What fabrics are most authentic to French farmhouse design?
Linen is the most authentic fabric, used for upholstery, curtains, cushion covers, and throws. Natural cotton canvas, worn velvet in muted tones, and toile de Jouy are also strongly associated with this style. The common thread is natural fiber and a slightly worn or lived-in quality. Avoid anything synthetic, shiny, or overly structured — those textures belong to a different aesthetic entirely.
Can a small living room pull off the French farmhouse look?
A smaller room actually suits this style well, because French farmhouse interiors are meant to feel intimate and cozy rather than grand or open. Keep the furniture count low, choose pieces with legs rather than those that sit directly on the floor, and use linen curtains hung high to create the impression of height. A single large antique mirror can make a small room feel considerably larger while adding the right kind of character.

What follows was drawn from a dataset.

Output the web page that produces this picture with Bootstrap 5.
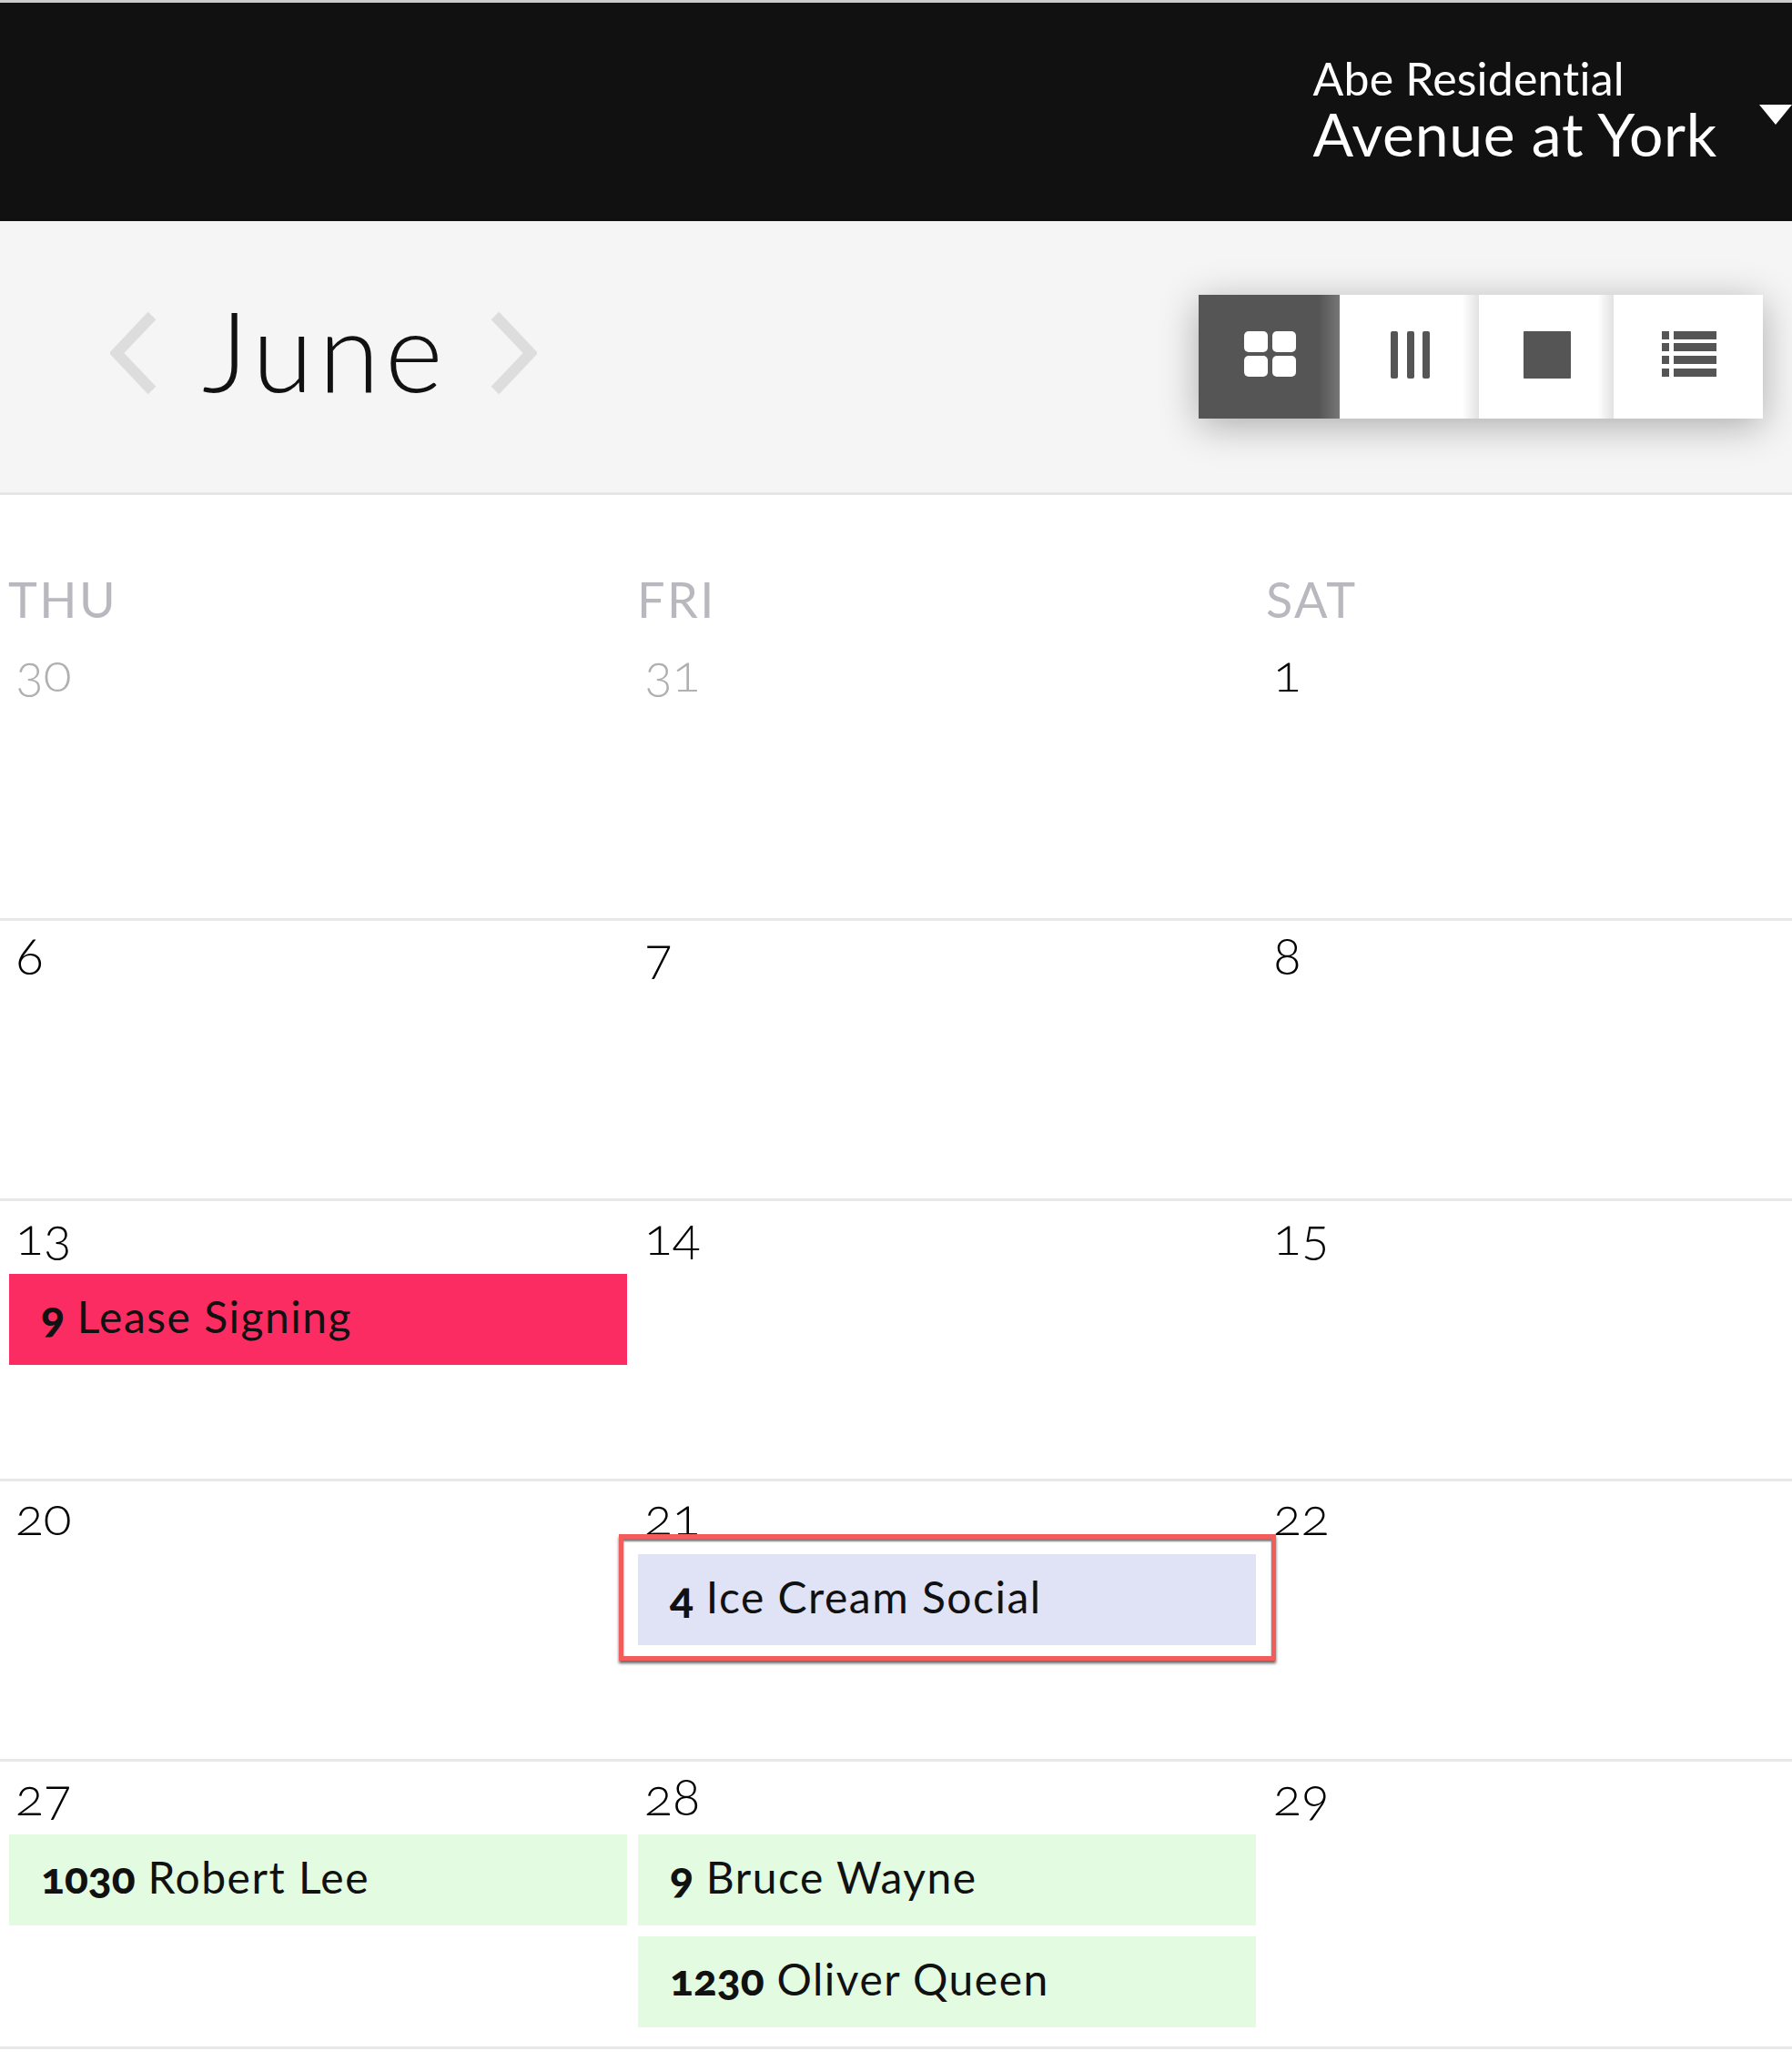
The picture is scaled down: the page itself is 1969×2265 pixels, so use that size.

What is the difference between French farmhouse and shabby chic style?
Both styles share a love of worn finishes, soft colors, and vintage pieces, but they go in different directions from there. Shabby chic tends toward the overtly feminine — lots of florals, distressed white paint, and a deliberately romantic quality. French farmhouse is more grounded and earthy, with stone, iron, linen, and reclaimed wood playing a larger role. It feels more rural and honest, less deliberately pretty than shabby chic.
Conclusion
French farmhouse living room style rewards patience and a genuine curiosity about old things. The best versions of this look aren’t assembled quickly — they grow through careful choices, market finds, inherited pieces, and a willingness to leave space for the room to breathe. There are no strict rules here, only a general direction toward warmth, texture, and quiet character.
If you take anything from these ideas, let it be this: the rooms that carry this aesthetic most convincingly are the ones where the homeowner made personal choices rather than following a formula. Use these ideas as a starting point, then trust your own eye. The French farmhouse living room you build will be far more interesting for it.